Schneller Szenenwechsel
Die Seelsorge im Spital sei anspruchsvoll, weil die Szenarien schnell wechseln, die Intensität hoch bleibe, erklärt Adriaan Kerkhoven. «Ich spreche mit einem Patienten über dessen schwierige Krankensituation, und bei der nächsten Begegnung lasse ich mich wieder auf einen ganz anderen Menschen, seine Situation und sein Schicksal ein.» Da sei es wichtig, sich zwischendurch auch mal eine Pause zu gönnen, innezuhalten, damit der Kopf und das Herz wieder frei werden.

Die Seelsorge im Spital entspricht einem grossen Bedürfnis. «Oft rufen uns die Stationen an, wenn ein Patient jegliche Hilfe ablehnt, aber bereit ist, sich auf die Seelsorge einzulassen.» Wichtig sei dann, dem Menschen in seiner Krise Geborgenheit zu vermitteln und Nächstenliebe weiterzugeben. «Als Seelsorgende müssen wir flexibel sein und Ad-hoc-Lösungen finden.» Kerkhoven erzählt von einem georgischen Zahnarzt, der all sein Geld in die Krebsbehandlung steckte.

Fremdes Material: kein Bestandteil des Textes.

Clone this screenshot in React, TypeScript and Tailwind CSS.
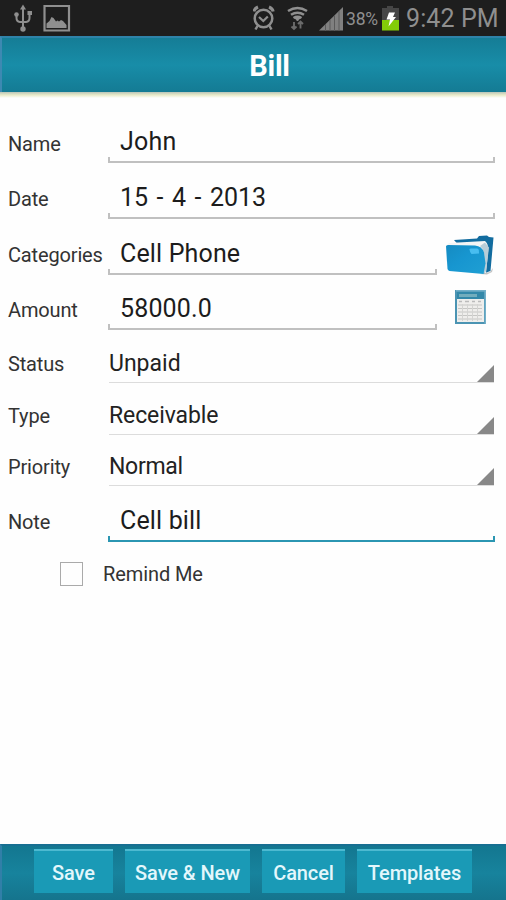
import type { ReactNode } from 'react';

function StatusBar() {
  return (
    <div className="flex h-9 items-center bg-[#1e1e1e] text-[#8f8f8f]">
      <svg width="253" height="36" viewBox="0 0 253 36" fill="none" stroke="currentColor" strokeWidth="1.7">
        <path d="M23 8v21M16.500 14v4q0 3.500 3.500 4h6q3.500-.5 3.500-4v-5" strokeWidth="2" />
        <path d="M23 4.500l3 5h-6z" fill="currentColor" stroke="none" />
        <circle cx="23" cy="29" r="2.700" fill="currentColor" stroke="none" />
        <circle cx="16.500" cy="14.500" r="2.300" fill="currentColor" stroke="none" />
        <path d="M27.500 11H32v4h-4.500z" fill="currentColor" stroke="none" />
        <path d="M44.500 6H69v24.500H44.500z" strokeWidth="2.200" />
        <path d="M46.500 28v-4.500l3-2.500 2-4 2 1 2.500 3.500 1.500-1 1.500 1 2-1.500 2 1 3.500 4v3z" fill="currentColor" stroke="none" />
      </svg>
      <svg width="93" height="36" viewBox="253 0 93 36" fill="none" stroke="currentColor">
        <circle cx="263.500" cy="18.500" r="8.800" strokeWidth="2.500" />
        <path d="M259 17l4.300 4 4.500-4.500" strokeWidth="2.200" />
        <path d="M253.800 11.500q.7-3 4.200-4.500M273.200 11.500q-.7-3-4.200-4.500" strokeWidth="3" />
        <path d="M257.500 26l-2 3.500M269.500 26l2 3.500" strokeWidth="2.500" />
        <path d="M288 11q9.500-6 19 0M291 14.800q6.500-4.300 13 0M293.500 18q4-2.500 8 0" strokeWidth="2.500" />
        <path d="M295 18h5l-2.500 3z" fill="currentColor" />
        <path d="M294 22v7M291.500 26.500l2.500 2.500 2.500-2.500M300.500 28.500v-7M298 24l2.500-2.500 2.500 2.500" stroke="#6b6b6b" strokeWidth="1.900" />
        <path d="M319 30.500L343 7v23.500z" fill="#808080" stroke="none" />
        <path d="M325.500 24v7M330 20v11M334.500 15v16M339 11v20" stroke="#5a5a5a" strokeWidth="1" />
      </svg>
      <span className="w-9 pt-px text-[17.500px] leading-[36px] tracking-[-0.2px] whitespace-nowrap">38%</span>
      <svg width="18" height="36" viewBox="0 0 18 36">
        <path d="M5 6h6v2h6v13H0V8h5z" fill="#464646" />
        <path d="M0 20h17v10.500H0z" fill="#83cc08" />
        <path d="M7 12.500h6l-2 4.500h3l-7.500 9.500L8 19.500H4.500z" fill="#fff" />
      </svg>
      <span className="ml-[6px] pt-px text-[25px] tracking-[0.1px] whitespace-nowrap">9:42 PM</span>
    </div>
  );
}

function FolderIcon() {
  return (
    <svg width="50" height="42" viewBox="445 234 50 42">
      <defs>
        <linearGradient id="folderFront" x1="0" y1="0" x2="1" y2="1">
          <stop stopColor="#158bc2" />
          <stop offset=".45" stopColor="#1796d0" />
          <stop offset="1" stopColor="#1f9fd3" />
        </linearGradient>
      </defs>
      <path d="M480 274l10-2 3-4-1 4-5 2.500z" fill="#aaa" opacity=".7" />
      <path d="M454 240l23-1.500 2-2.500 8-.500 2 1.500 4.500.500-3 33.500-7 2.500z" fill="#126c9f" />
      <path d="M449 243l36-2q4 3 3 12l-2 20-5-1-8-25-26-2z" fill="#f4f5f5" />
      <path d="M480 246q5 4 4 13l-1 14 3-1.500 3-24-4-5z" fill="#b8cdd8" />
      <path d="M446 246.500q0-1.500 2-1.500l27 .5q7 .5 9 7l1.500 11-2 10.500-34-3q-1.500-.3-2-2z" fill="url(#folderFront)" />
      <path d="M469.500 249.500q0-1 1.500-1h6q1.500 0 1.800 1.500l.2 3.500-7.500.5q-1.700-1.500-2-4.500z" fill="#48bdf0" />
    </svg>
  );
}

function CalculatorIcon() {
  return (
    <svg width="34" height="36" viewBox="0 0 34 36">
      <path d="M1 1h31v34H1z" fill="#4b94b3" />
      <path d="M2 1h29v1.500H2zM30.500 1H32v34h-1.500z" fill="#74b0c9" />
      <path d="M3 3h27v7H3z" fill="#3388a9" />
      <path d="M5 5h18v3H5z" fill="#72adbd" />
      <path d="M3 10h27v23H3z" fill="#efeeec" />
      <path d="M4 16h24M4 19.500h24M4 23h24M4 26.500h24M4 30h24" stroke="#c6c6c4" strokeWidth="1" />
      <path d="M8.500 15v17M13.500 15v17M18.500 15v17M23.500 15v17" stroke="#d4d4d2" strokeWidth="1" />
      <path d="M5 12.500h3M11 12.500h4M18 12.500h3M24 12.500h3" stroke="#bbb" strokeWidth="1.500" />
    </svg>
  );
}

function Row({ label, height, labelPad = 'pb-[7px]', children }: { label: string; height: string; labelPad?: string; children: ReactNode }) {
  return (
    <div className={`flex items-end pl-2 ${height}`}>
      <div className={`w-[100px] shrink-0 text-[20px] leading-6 tracking-[-0.15px] text-[#333] whitespace-nowrap ${labelPad}`}>{label}</div>
      {children}
    </div>
  );
}

function Field({ value, width = 'w-[386.500px]', tone = 'bg-[#c0c0c0]', spacing = '' }: { value: string; width?: string; tone?: string; spacing?: string }) {
  return (
    <div className={width}>
      <div className={`pl-3 text-[25px] leading-[30px] text-[#1c1c1c] whitespace-nowrap ${spacing}`}>{value}</div>
      <div className="flex h-1 justify-between">
        <div className={`w-[1.5px] ${tone}`} />
        <div className={`w-[1.5px] ${tone}`} />
      </div>
      <div className={`h-[2px] ${tone}`} />
    </div>
  );
}

function Spinner({ value, spacing = '' }: { value: string; spacing?: string }) {
  return (
    <div className="ml-px flex w-[385px] items-end justify-between border-b-[1.500px] border-[#dcdcdc]">
      <span className={`pb-1 text-[23px] leading-[28px] text-[#222] whitespace-nowrap ${spacing}`}>{value}</span>
      <svg width="17" height="17" viewBox="0 0 17 17">
        <path d="M0 17L17 0v17z" fill="#888" />
      </svg>
    </div>
  );
}

function ActionButton({ label, width }: { label: string; width: string }) {
  return (
    <button className={`h-11 border-t-2 border-[#4db9d0] bg-[#1a9ab6] pt-[3px] text-[20px] leading-[39px] font-medium tracking-[-0.1px] text-[#e3f7fc] whitespace-nowrap ${width}`}>
      {label}
    </button>
  );
}

export default function App() {
  return (
    <div className="flex h-[900px] w-[506px] flex-col overflow-hidden bg-[#fefefe] font-['Roboto',sans-serif]">
      <StatusBar />
      <header className="flex h-14 shrink-0 items-center justify-center border-t-2 border-l-2 border-t-[#2f83a9] border-l-[#3d89b2] bg-linear-to-b from-[#157d96] via-[#188da8] to-[#147b94] pl-[31px] text-[29px] font-bold tracking-[-0.3px] text-white">
        <span className="pt-[3px]">Bill</span>
      </header>
      <div className="h-[6px] shrink-0 bg-linear-to-b from-[#b9c4b9] via-[#e9ebc8] to-[#fefefe]" />
      <main className="flex-1">
        <Row label="Name" height="h-[65px]"><Field value="John" spacing="tracking-[0.2px]" /></Row>
        <Row label="Date" height="h-14" labelPad="pb-2"><Field value="15 - 4 - 2013" spacing="[word-spacing:2.300px]" /></Row>
        <Row label="Categories" height="h-14" labelPad="pb-2">
          <Field value="Cell Phone" width="w-[328.500px]" spacing="tracking-[0.15px]" />
          <div className="-mb-px ml-2 h-[42px]"><FolderIcon /></div>
        </Row>
        <Row label="Amount" height="h-[55px]" labelPad="pb-2">
          <Field value="58000.0" width="w-[328.500px]" spacing="tracking-[0.15px]" />
          <div className="mb-[5px] ml-[17px]"><CalculatorIcon /></div>
        </Row>
        <Row label="Status" height="h-[53px]"><Spinner value="Unpaid" /></Row>
        <Row label="Type" height="h-[52px]"><Spinner value="Receivable" spacing="tracking-[-0.1px]" /></Row>
        <Row label="Priority" height="h-[51px]"><Spinner value="Normal" spacing="tracking-[-0.3px]" /></Row>
        <Row label="Note" height="h-14" labelPad="pb-2"><Field value="Cell bill" tone="bg-[#2b96b2]" spacing="tracking-[0.15px]" /></Row>
        <label className="mt-5 flex h-6 items-center pl-[60px] text-[20px] tracking-[-0.1px] text-[#333]">
          <span className="mr-5 h-6 w-[23px] border-[1.500px] border-[#aaa] bg-[#fefefe]" />
          Remind Me
        </label>
      </main>
      <footer className="flex h-14 shrink-0 items-start gap-3 border-t-2 border-l-2 border-t-[#176f92] border-l-[#317fa8] bg-linear-to-b from-[#137790] via-[#17839d] to-[#15748d] pt-[3px] pl-8">
        <ActionButton label="Save" width="w-[79px]" />
        <ActionButton label="Save & New" width="w-[125px]" />
        <ActionButton label="Cancel" width="w-[83px]" />
        <ActionButton label="Templates" width="w-[115px]" />
      </footer>
    </div>
  );
}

Ohne Erfolg. Kerkhoven unterstützte ihn, damit er nach Georgien zurückreisen konnte, um dort zu sterben. «Wir müssen auch für solche Wünsche ein offenes Ohr haben und entsprechende Hilfe leisten.»

Persönlicher Ausgleich
Um sich nach intensiven Arbeitsphasen und Notfalldienst zu regenerieren, sei es wichtig, auch für sich selbst gut zu sorgen. «Im Privatleben muss ich jeweils bewusst etwas völlig anderes machen», unterstreicht Gudrun Dehnert. «Unsere Gedanken dürfen nicht ständig ums Spital kreisen, sonst fehlen die nötige Kraft und Ausdauer, um Patienten bei deren Schicksalsschlägen beizustehen.»